Even though it has been over thirty years since my family started homeschooling, I imagine we have some things in common.
If you have ever felt nervous about taking on this endeavor, let me assure you that I felt the same. I was very timid, initially, about making decisions. I was fearful that I would somehow ruin my kids.
What is true education?
As all homeschooling parents should, I took my responsibility very seriously. I thought of home education as school at home. I didn’t know there was any other way of considering it practically. I pictured my young children sitting quietly in our schoolroom with their hands folded on top of their little desks listening attentively as I eloquently imparted my wisdom to them. Now I laugh at how naive I was. I had a very narrow view of the how-to of education, and I understood very little of how a child’s brain develops or what it means to teach a child to think.
My experience was limited to twelve years in which the majority of learning time was spent seated at a desk. Because of that background, I assumed a desk was the best place to learn, and, therefore, found small desks for my children. I did not realize I was boxing them into a mode of learning which was unnatural for them. I had been forced to sit still in order to learn. What I did not know was that most children, especially young children and boys, need to move in order to be able to learn.
True education is about learning.
When you visualize a child learning, instead of seeing a child with pencil, paper, and books at a desk, picture them exploring outdoors, drawing maps or building dwelling places, designing costumes, reenacting historical scenes, working in the kitchen, interacting with peers and adults…the potential for learning is unlimited!
One size doesn’t fit all.
In my experience, everyone was expected to learn the same information in the same way and in the same amount of time. True learning must be individualized. I had to become a student of my children, studying them to know how they learned best, how they processed information into knowledge, and what interested them most. I watched for strengths and weaknesses, gifts and talents. And I learned how to allow my children to be different in the way they learned. The tutorial setting of home education can be a great advantage for your child.
A person is more than intellect.
My experience equated academics with education. Academics are important. Academics are not, however, the summation of education. It took some years for me to learn that educating the whole child was more than feeding his intellect. His body, his soul, and his spirit comprise a child. Therefore, his will, his emotions, his character, his conscience, his habits, his physical strength, his inner power, all require growth and education.

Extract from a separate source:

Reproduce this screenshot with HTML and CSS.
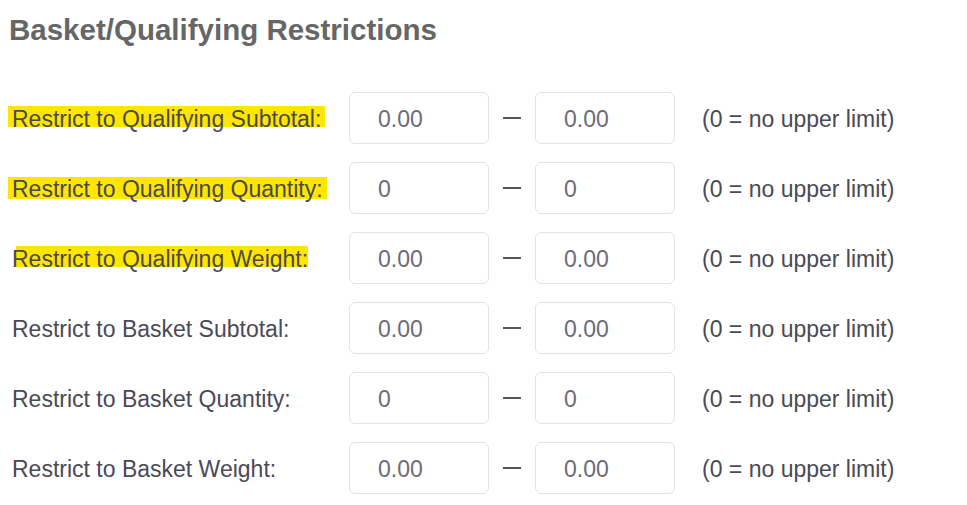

Learning is for a lifetime.
What a task! It is monumental. I knew I could not accomplish such responsibility on my own. I had to become totally dependent upon God to lead me, guide me, give me discernment, and direct my steps. God was faithful to lead me to resources and people who broadened my view of education and challenged my thinking. He will do this for you, too, if you are willing to learn. My educational experience was far too limiting for me to repeat it with my children. I had to become a learner myself—humble, teachable, hungry for more, tenacious, and determined, a lifelong learner. I had to believe that God would work in the lives of my children, yes, in our homeschool, but also in the many years of their lives after homeschooling.